そして、第3に複製(コピー)の問題で、デジタルデータは無限に複製を繰り返すことが容易に可能となります。

 しかし、ここへきて、これらの課題を解消してくれると期待される技術として「ブロックチェーン」が登場してきました。
「ブロックチェーン」は、「暗号化技術(データの高度な暗号化)」「コンセンサスアリゴリズム(運用ルールの自動化)」「P2P(端末同士が対等な立場で交信する技術)」「分散型台帳(サーバを介さず端末が全て同じデータを保有)」の4つの技術から構成されていて、設計によって、更に「ローコスト」と「高速性」の特性も持ち合わせることができ、デジタル通貨発行の現実化を一気に加速させると期待されています。

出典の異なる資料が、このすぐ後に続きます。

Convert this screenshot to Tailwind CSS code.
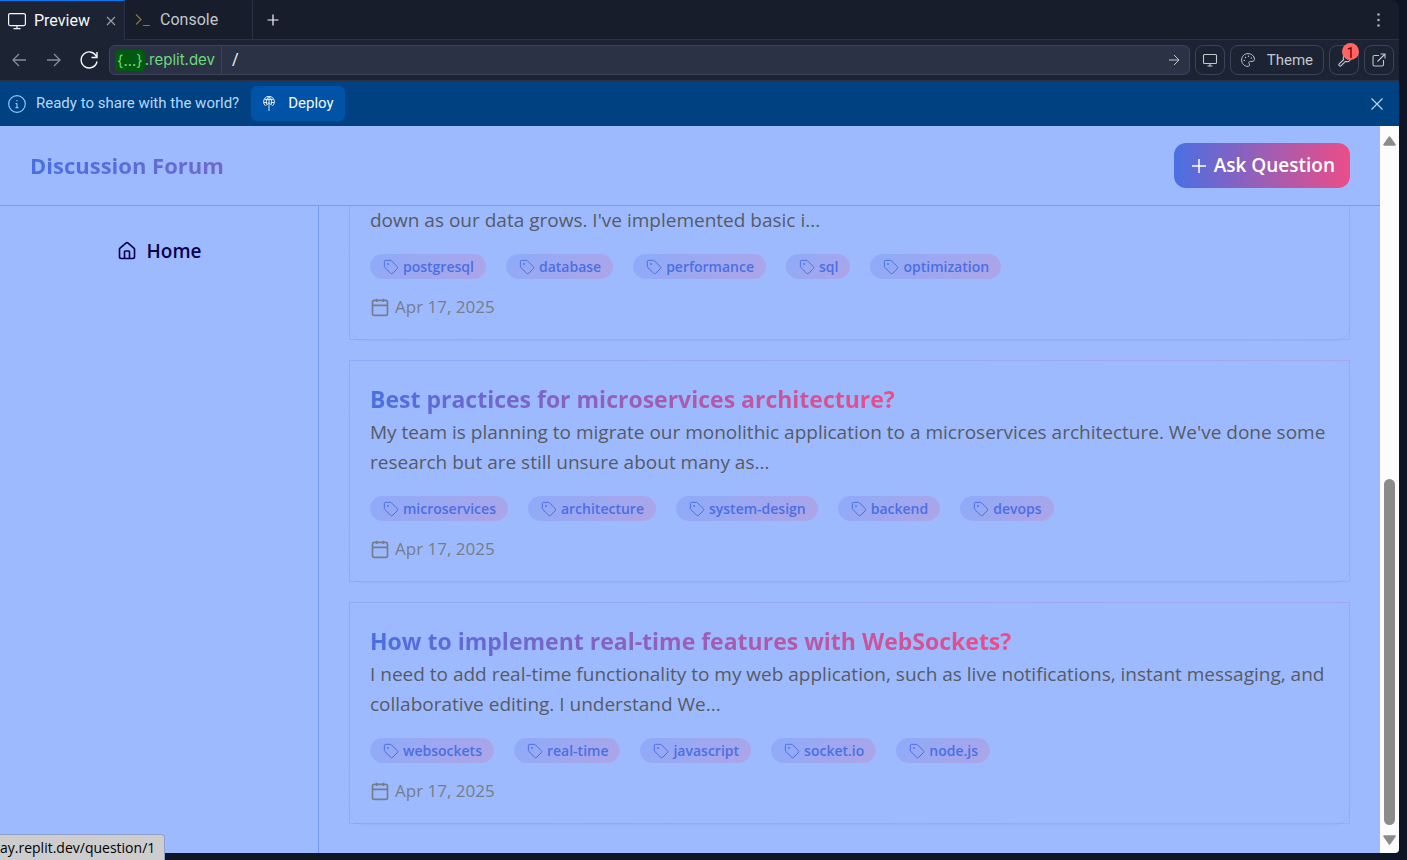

 「リブラ」の発表を機に、中国は2022年の北京冬季オリンピックまでには「デジタル人民元」を発行すると発表。昨年末に広東省深セン市で、5万人が約3,400店での買い物にデジタル人民元を使う大規模な実証実験を実施しました。
 また、すでにカンボジアでは中央銀行が世界初のデジタル通貨「バコン(Bakong)」を昨年末発行し、運用を始めています。これには日本のフィンテック企業(ソラミツ)がその開発にかかわっていて注目を集めています。 
 一方、スウェーデンでは、デジタル通貨「eクローナ」の試験運用が始まり、2021年には発行すると発表。世界では、先進国から新興国に至るまで次々にデジタル通貨の発行準備を報じていますし、日本でも日銀が2021年に実証実験をすでに始めています。

 私たちは、10年後には日銀が発行する「デジタル円」を日常的に使用しているかもしれません。おそらく、自分のスマホに、「ウォレット」を設定、「デジタル円」を入れて使いこなし、便利性の高い世界を実現していると思われます。

 今からキャッシュレスに充分慣れ親しんでおくことが大切かもしれません。